The trek through the cursed sands of Talakad
We piled out of the bus, the wind wafting in all directions sprayed the yellow sand on us. We had just reached Talakad, the desert town of Bangalore (or… let’s just say the cursed town). Located 133 Km away from Bangalore, Talakad, otherwise known as Bangalore’s gourmet valley had been excavated recently.
The sand covered uphill paths, canopied by the eucalyptus trees led to five different Shiva temples built by the Cholas. The Vaidyanatheshwara temple build in the Dravidian style has two Dwarpalaks at the entrance. The walls are decorated with the various forms of Shiva and Vishnu. The granite temple has a beautiful carving of Ganesha riding its Vahana, the mouse. This was the first time that I ever saw a God and its Vahana of the same size.
On exploring the interior of the temple, we saw that the sunlight lazily merged into darkness and the smooth floor of the temple grew a few degrees colder. The friendly bees that are known to never attack the visitors fascinated me the most.
Groups of visitors in varying numbers were being led by guides to the Sri Pataleshwara Temple, Sri Maruleshwara Temple, Sri Mallikarjuna Swamy Temple, Sri Arkeshwara Temple and the Gokarna Tirtha (a holy pond, known for its medicinal qualities).
As we huddled around Srinivasa, our guide filled us up with the history of the Talakad. The intricate carvings on the walls of the monolithic temple did interest us (as our cameras filled up the silent atmosphere with the sound of its shutter), but what interested us more was the mystery behind this cursed land.
With the help of the little English that he knew he started. His stark Kannada accent synchronised with the frequent but strong gusts of wind.
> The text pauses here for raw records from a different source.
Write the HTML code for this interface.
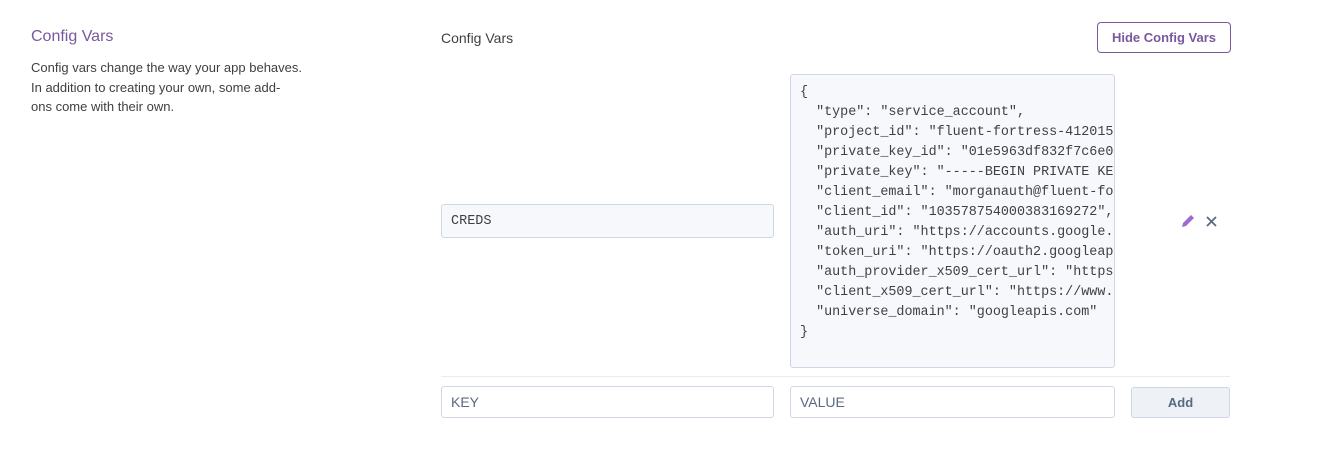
<!DOCTYPE html>
<html><head><style>
body{margin:0;width:1319px;height:454px;background:#fff;font-family:"Liberation Sans",sans-serif;position:relative;overflow:hidden}
.a{position:absolute}
.t1{left:31px;top:28px;font-size:16px;color:#79589f}
.d{left:31px;top:58px;font-size:13px;line-height:19.5px;color:#3f3f44;width:320px}
.t2{left:441px;top:30px;font-size:14px;color:#3f3f44}
.btn{left:1097px;top:22px;width:132px;height:29px;border:1px solid #79589f;border-radius:4px;color:#79589f;font-size:13px;font-weight:bold;text-align:center;line-height:29px;box-sizing:content-box}
.in{border:1px solid #cfd7e6;border-radius:3px;background:#f7f8fb;box-sizing:border-box;font-size:14px;color:#3f3f44;padding-left:9px}
.ta{left:790px;top:74px;width:325px;height:294px;overflow:hidden;padding:8px 0 0 9px;font-family:"Liberation Mono",monospace;font-size:13.4px;line-height:20px;white-space:pre;color:#3f3f44}
.add{left:1131px;top:387px;width:99px;height:31px;border:1px solid #cfd7e6;border-radius:3px;background:#eef1f6;box-sizing:border-box;text-align:center;line-height:29px;font-size:13px;font-weight:bold;color:#596981}
</style></head><body>
<div class="a t1">Config Vars</div>
<div class="a d">Config vars change the way your app behaves.<br>In addition to creating your own, some add-<br>ons come with their own.</div>
<div class="a t2">Config Vars</div>
<div class="a btn">Hide Config Vars</div>
<div class="a in" style="left:441px;top:204px;width:333px;height:34px;line-height:33px;font-family:'Liberation Mono',monospace;font-size:13.5px">CREDS</div>
<div class="a in ta">{
  "type": "service_account",
  "project_id": "fluent-fortress-412015",
  "private_key_id": "01e5963df832f7c6e0",
  "private_key": "-----BEGIN PRIVATE KEY",
  "client_email": "morganauth@fluent-fo",
  "client_id": "103578754000383169272",
  "auth_uri": "https://accounts.google.com",
  "token_uri": "https://oauth2.googleapis",
  "auth_provider_x509_cert_url": "https://",
  "client_x509_cert_url": "https://www.go",
  "universe_domain": "googleapis.com"
}</div>
<svg class="a" style="left:1180px;top:213px" width="16" height="16" viewBox="0 0 16 16"><path d="M2 14l1-4 8-8 3 3-8 8z" fill="#9f6bd1"/></svg>
<svg class="a" style="left:1206px;top:216px" width="11" height="11" viewBox="0 0 11 11"><path d="M1 1l9 9M10 1l-9 9" stroke="#596981" stroke-width="1.8"/></svg>
<div class="a" style="left:441px;top:376px;width:789px;height:1px;background:#e7ebf2"></div>
<div class="a in" style="left:441px;top:386px;width:333px;height:32px;line-height:30px;color:#596981;background:#fff">KEY</div>
<div class="a in" style="left:790px;top:386px;width:325px;height:32px;line-height:30px;color:#596981;background:#fff">VALUE</div>
<div class="a add">Add</div>
</body></html>
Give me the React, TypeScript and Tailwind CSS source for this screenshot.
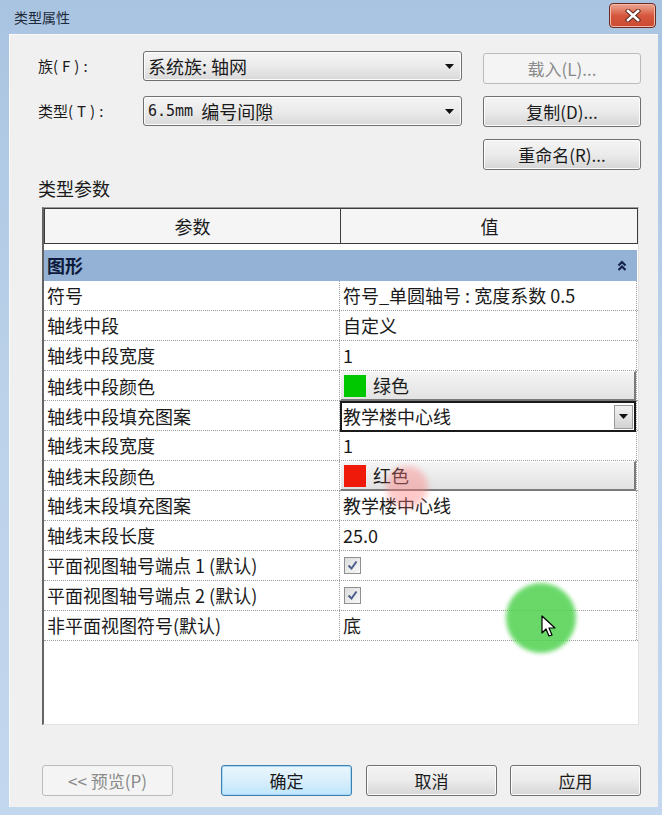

According to the legend, in 1610 A.D. Rani Alamelamma, the second wife of the Viceroy of Srirangagapattanam wanted to go and see her husband who was nearing death. Sri Ranga Raya, the Viceroy had gone to the pleasant town of Talakad to recover. Before leaving for Talakad she handed over the responsibility of Srirangagapattanam to Raja Wodeyar of Mysore.
The covetous Raja Wodeyar not only took over their Kingdom but also wanted to possess the jewels of the Rani. To covet her jewels he sent his army behind her. The Rani in order to protect her jewels escaped her palace through a secret tunnel and ran to the Kaveri. The humiliated but enraged Rani threw in her jewels into the churning waters of the Kaveri and drowned herself in its torrents. But before dying she cursed Raja Wodeyar that Talakad would be submerged under creeping sands, a cruel whirlpool would be the scourge of Malangi and the kings of Mysore would wither away in the pangs of childlessness.
And as they say that ‘hell hath no fury like a woman scorned’, the banes hit the land and engulfed it in sand.
Srinivasa had walked us through the tales of Talakad leaving us standing on the banks of the Kaveri River. The churning dark waters of the river provided an epilogue to the story that we had just heard.
As we stood there the strong wind continued to blow the sand towards the recently unearthed temples – threatening to submerge them – like an eerie reminder of what had happened ages ago.